Repeat all the material exactly; pictures stay out of your copy.

----------

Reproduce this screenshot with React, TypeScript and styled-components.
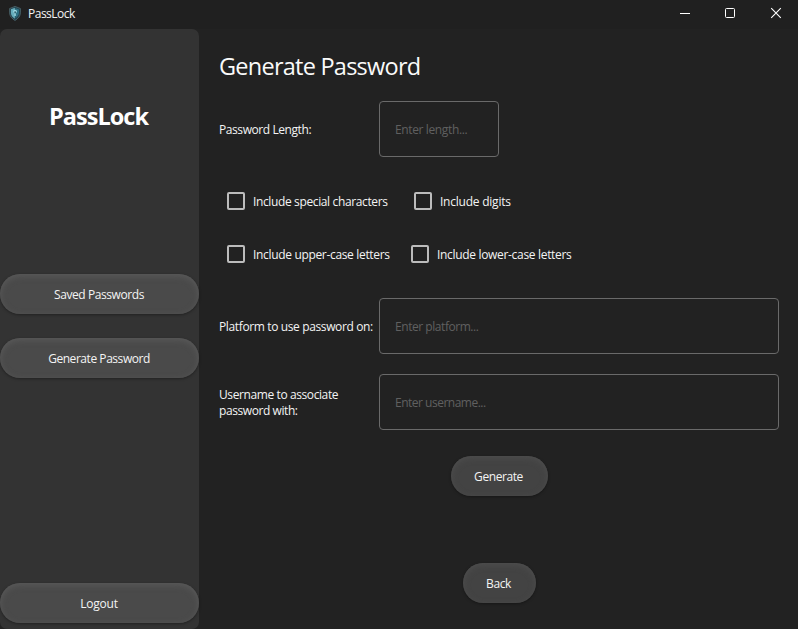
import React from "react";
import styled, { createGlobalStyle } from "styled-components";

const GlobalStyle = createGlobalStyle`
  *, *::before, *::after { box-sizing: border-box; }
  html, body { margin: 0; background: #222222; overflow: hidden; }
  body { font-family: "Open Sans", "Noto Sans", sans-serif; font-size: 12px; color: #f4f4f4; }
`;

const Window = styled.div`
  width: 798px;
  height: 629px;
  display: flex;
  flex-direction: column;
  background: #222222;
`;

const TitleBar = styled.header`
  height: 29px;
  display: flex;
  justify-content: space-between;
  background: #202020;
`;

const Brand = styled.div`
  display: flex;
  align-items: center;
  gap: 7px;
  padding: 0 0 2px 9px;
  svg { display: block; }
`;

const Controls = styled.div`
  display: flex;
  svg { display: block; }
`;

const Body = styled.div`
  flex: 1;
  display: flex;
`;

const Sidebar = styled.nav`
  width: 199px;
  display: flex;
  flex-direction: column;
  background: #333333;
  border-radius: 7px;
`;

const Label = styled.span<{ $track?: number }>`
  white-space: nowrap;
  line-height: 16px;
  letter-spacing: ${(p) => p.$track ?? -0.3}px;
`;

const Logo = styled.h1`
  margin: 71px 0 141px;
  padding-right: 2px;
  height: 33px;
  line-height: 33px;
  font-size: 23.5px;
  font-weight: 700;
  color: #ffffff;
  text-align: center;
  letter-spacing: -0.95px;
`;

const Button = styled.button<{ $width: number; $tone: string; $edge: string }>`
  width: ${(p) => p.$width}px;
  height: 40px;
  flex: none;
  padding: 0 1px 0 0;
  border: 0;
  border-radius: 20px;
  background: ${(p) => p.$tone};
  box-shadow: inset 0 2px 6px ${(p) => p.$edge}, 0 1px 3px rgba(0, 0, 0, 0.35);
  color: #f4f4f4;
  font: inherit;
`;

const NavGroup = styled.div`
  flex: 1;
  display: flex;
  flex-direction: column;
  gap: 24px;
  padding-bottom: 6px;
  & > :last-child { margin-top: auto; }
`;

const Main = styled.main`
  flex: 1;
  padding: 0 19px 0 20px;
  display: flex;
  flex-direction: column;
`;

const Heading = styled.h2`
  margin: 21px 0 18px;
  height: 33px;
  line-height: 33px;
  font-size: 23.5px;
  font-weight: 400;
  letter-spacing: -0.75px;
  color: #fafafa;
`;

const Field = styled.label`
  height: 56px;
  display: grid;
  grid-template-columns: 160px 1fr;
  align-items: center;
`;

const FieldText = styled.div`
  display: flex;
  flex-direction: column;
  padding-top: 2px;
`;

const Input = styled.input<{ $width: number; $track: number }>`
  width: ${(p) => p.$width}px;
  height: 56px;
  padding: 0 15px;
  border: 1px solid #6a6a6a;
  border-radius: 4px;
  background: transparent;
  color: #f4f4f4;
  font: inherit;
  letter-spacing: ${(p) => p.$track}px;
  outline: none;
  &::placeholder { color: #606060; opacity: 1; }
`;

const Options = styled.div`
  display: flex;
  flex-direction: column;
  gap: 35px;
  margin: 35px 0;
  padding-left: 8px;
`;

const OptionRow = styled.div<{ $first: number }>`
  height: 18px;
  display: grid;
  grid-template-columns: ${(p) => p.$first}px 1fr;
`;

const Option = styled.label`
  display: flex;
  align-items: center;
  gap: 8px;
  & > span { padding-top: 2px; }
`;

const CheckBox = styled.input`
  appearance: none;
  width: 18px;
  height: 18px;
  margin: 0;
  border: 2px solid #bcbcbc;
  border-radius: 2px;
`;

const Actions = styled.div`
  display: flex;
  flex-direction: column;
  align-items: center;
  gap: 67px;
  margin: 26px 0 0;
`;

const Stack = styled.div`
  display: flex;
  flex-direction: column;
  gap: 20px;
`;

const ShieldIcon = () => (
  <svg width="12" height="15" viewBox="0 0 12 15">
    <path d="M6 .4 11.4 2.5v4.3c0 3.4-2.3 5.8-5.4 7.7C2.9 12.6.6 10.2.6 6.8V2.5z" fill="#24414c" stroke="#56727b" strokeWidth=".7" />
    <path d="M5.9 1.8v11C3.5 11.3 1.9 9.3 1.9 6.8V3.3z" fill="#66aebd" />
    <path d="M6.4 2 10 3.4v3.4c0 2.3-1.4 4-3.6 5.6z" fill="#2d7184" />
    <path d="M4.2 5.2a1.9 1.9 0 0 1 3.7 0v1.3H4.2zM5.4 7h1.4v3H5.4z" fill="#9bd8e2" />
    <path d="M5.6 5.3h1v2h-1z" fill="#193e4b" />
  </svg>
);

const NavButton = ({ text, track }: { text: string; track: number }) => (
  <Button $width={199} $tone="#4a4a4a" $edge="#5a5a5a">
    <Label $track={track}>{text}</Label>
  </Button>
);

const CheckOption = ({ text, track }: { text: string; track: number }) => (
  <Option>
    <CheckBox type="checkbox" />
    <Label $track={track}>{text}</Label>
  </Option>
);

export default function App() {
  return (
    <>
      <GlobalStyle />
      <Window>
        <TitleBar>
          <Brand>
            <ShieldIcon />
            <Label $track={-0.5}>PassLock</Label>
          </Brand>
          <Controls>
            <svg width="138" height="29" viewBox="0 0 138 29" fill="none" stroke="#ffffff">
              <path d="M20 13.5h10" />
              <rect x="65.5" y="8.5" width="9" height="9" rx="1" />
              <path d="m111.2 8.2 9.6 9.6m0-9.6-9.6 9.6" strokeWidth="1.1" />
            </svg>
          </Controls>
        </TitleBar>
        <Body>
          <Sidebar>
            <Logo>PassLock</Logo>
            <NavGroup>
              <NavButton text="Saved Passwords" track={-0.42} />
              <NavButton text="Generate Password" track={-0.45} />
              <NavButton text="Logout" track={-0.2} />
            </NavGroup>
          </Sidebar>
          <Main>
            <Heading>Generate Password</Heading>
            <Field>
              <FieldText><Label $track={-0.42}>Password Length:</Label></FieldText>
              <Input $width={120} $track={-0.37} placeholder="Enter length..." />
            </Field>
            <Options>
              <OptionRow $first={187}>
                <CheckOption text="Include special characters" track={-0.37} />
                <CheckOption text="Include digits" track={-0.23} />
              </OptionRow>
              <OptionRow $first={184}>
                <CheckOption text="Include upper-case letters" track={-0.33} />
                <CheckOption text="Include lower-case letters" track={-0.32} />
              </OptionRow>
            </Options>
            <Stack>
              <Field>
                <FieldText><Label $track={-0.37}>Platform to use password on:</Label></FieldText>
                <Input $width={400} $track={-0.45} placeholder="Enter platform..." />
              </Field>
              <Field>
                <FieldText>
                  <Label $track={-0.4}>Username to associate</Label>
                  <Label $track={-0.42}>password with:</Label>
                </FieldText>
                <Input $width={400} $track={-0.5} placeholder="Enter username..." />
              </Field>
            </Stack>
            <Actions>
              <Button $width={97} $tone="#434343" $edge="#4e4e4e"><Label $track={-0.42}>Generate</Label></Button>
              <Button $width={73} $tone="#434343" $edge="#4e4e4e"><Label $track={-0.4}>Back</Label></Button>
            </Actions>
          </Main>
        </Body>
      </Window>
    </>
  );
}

----------

* _REPLY_:
Reproduce this screenshot with React, TypeScript and styled-components.
import React from "react";
import styled, { createGlobalStyle } from "styled-components";

const GlobalStyle = createGlobalStyle`
  *, *::before, *::after { box-sizing: border-box; }
  html, body { margin: 0; background: #222222; overflow: hidden; }
  body { font-family: "Open Sans", "Noto Sans", sans-serif; font-size: 12px; color: #f4f4f4; }
`;

const Window = styled.div`
  width: 798px;
  height: 629px;
  display: flex;
  flex-direction: column;
  background: #222222;
`;

const TitleBar = styled.header`
  height: 29px;
  display: flex;
  justify-content: space-between;
  background: #202020;
`;

const Brand = styled.div`
  display: flex;
  align-items: center;
  gap: 7px;
  padding: 0 0 2px 9px;
  svg { display: block; }
`;

const Controls = styled.div`
  display: flex;
  svg { display: block; }
`;

const Body = styled.div`
  flex: 1;
  display: flex;
`;

const Sidebar = styled.nav`
  width: 199px;
  display: flex;
  flex-direction: column;
  background: #333333;
  border-radius: 7px;
`;

const Label = styled.span<{ $track?: number }>`
  white-space: nowrap;
  line-height: 16px;
  letter-spacing: ${(p) => p.$track ?? -0.3}px;
`;

const Logo = styled.h1`
  margin: 71px 0 141px;
  padding-right: 2px;
  height: 33px;
  line-height: 33px;
  font-size: 23.5px;
  font-weight: 700;
  color: #ffffff;
  text-align: center;
  letter-spacing: -0.95px;
`;

const Button = styled.button<{ $width: number; $tone: string; $edge: string }>`
  width: ${(p) => p.$width}px;
  height: 40px;
  flex: none;
  padding: 0 1px 0 0;
  border: 0;
  border-radius: 20px;
  background: ${(p) => p.$tone};
  box-shadow: inset 0 2px 6px ${(p) => p.$edge}, 0 1px 3px rgba(0, 0, 0, 0.35);
  color: #f4f4f4;
  font: inherit;
`;

const NavGroup = styled.div`
  flex: 1;
  display: flex;
  flex-direction: column;
  gap: 24px;
  padding-bottom: 6px;
  & > :last-child { margin-top: auto; }
`;

const Main = styled.main`
  flex: 1;
  padding: 0 19px 0 20px;
  display: flex;
  flex-direction: column;
`;

const Heading = styled.h2`
  margin: 21px 0 18px;
  height: 33px;
  line-height: 33px;
  font-size: 23.5px;
  font-weight: 400;
  letter-spacing: -0.75px;
  color: #fafafa;
`;

const Field = styled.label`
  height: 56px;
  display: grid;
  grid-template-columns: 160px 1fr;
  align-items: center;
`;

const FieldText = styled.div`
  display: flex;
  flex-direction: column;
  padding-top: 2px;
`;

const Input = styled.input<{ $width: number; $track: number }>`
  width: ${(p) => p.$width}px;
  height: 56px;
  padding: 0 15px;
  border: 1px solid #6a6a6a;
  border-radius: 4px;
  background: transparent;
  color: #f4f4f4;
  font: inherit;
  letter-spacing: ${(p) => p.$track}px;
  outline: none;
  &::placeholder { color: #606060; opacity: 1; }
`;

const Options = styled.div`
  display: flex;
  flex-direction: column;
  gap: 35px;
  margin: 35px 0;
  padding-left: 8px;
`;

const OptionRow = styled.div<{ $first: number }>`
  height: 18px;
  display: grid;
  grid-template-columns: ${(p) => p.$first}px 1fr;
`;

const Option = styled.label`
  display: flex;
  align-items: center;
  gap: 8px;
  & > span { padding-top: 2px; }
`;

const CheckBox = styled.input`
  appearance: none;
  width: 18px;
  height: 18px;
  margin: 0;
  border: 2px solid #bcbcbc;
  border-radius: 2px;
`;

const Actions = styled.div`
  display: flex;
  flex-direction: column;
  align-items: center;
  gap: 67px;
  margin: 26px 0 0;
`;

const Stack = styled.div`
  display: flex;
  flex-direction: column;
  gap: 20px;
`;

const ShieldIcon = () => (
  <svg width="12" height="15" viewBox="0 0 12 15">
    <path d="M6 .4 11.4 2.5v4.3c0 3.4-2.3 5.8-5.4 7.7C2.9 12.6.6 10.2.6 6.8V2.5z" fill="#24414c" stroke="#56727b" strokeWidth=".7" />
    <path d="M5.9 1.8v11C3.5 11.3 1.9 9.3 1.9 6.8V3.3z" fill="#66aebd" />
    <path d="M6.4 2 10 3.4v3.4c0 2.3-1.4 4-3.6 5.6z" fill="#2d7184" />
    <path d="M4.2 5.2a1.9 1.9 0 0 1 3.7 0v1.3H4.2zM5.4 7h1.4v3H5.4z" fill="#9bd8e2" />
    <path d="M5.6 5.3h1v2h-1z" fill="#193e4b" />
  </svg>
);

const NavButton = ({ text, track }: { text: string; track: number }) => (
  <Button $width={199} $tone="#4a4a4a" $edge="#5a5a5a">
    <Label $track={track}>{text}</Label>
  </Button>
);

const CheckOption = ({ text, track }: { text: string; track: number }) => (
  <Option>
    <CheckBox type="checkbox" />
    <Label $track={track}>{text}</Label>
  </Option>
);

export default function App() {
  return (
    <>
      <GlobalStyle />
      <Window>
        <TitleBar>
          <Brand>
            <ShieldIcon />
            <Label $track={-0.5}>PassLock</Label>
          </Brand>
          <Controls>
            <svg width="138" height="29" viewBox="0 0 138 29" fill="none" stroke="#ffffff">
              <path d="M20 13.5h10" />
              <rect x="65.5" y="8.5" width="9" height="9" rx="1" />
              <path d="m111.2 8.2 9.6 9.6m0-9.6-9.6 9.6" strokeWidth="1.1" />
            </svg>
          </Controls>
        </TitleBar>
        <Body>
          <Sidebar>
            <Logo>PassLock</Logo>
            <NavGroup>
              <NavButton text="Saved Passwords" track={-0.42} />
              <NavButton text="Generate Password" track={-0.45} />
              <NavButton text="Logout" track={-0.2} />
            </NavGroup>
          </Sidebar>
          <Main>
            <Heading>Generate Password</Heading>
            <Field>
              <FieldText><Label $track={-0.42}>Password Length:</Label></FieldText>
              <Input $width={120} $track={-0.37} placeholder="Enter length..." />
            </Field>
            <Options>
              <OptionRow $first={187}>
                <CheckOption text="Include special characters" track={-0.37} />
                <CheckOption text="Include digits" track={-0.23} />
              </OptionRow>
              <OptionRow $first={184}>
                <CheckOption text="Include upper-case letters" track={-0.33} />
                <CheckOption text="Include lower-case letters" track={-0.32} />
              </OptionRow>
            </Options>
            <Stack>
              <Field>
                <FieldText><Label $track={-0.37}>Platform to use password on:</Label></FieldText>
                <Input $width={400} $track={-0.45} placeholder="Enter platform..." />
              </Field>
              <Field>
                <FieldText>
                  <Label $track={-0.4}>Username to associate</Label>
                  <Label $track={-0.42}>password with:</Label>
                </FieldText>
                <Input $width={400} $track={-0.5} placeholder="Enter username..." />
              </Field>
            </Stack>
            <Actions>
              <Button $width={97} $tone="#434343" $edge="#4e4e4e"><Label $track={-0.42}>Generate</Label></Button>
              <Button $width={73} $tone="#434343" $edge="#4e4e4e"><Label $track={-0.4}>Back</Label></Button>
            </Actions>
          </Main>
        </Body>
      </Window>
    </>
  );
}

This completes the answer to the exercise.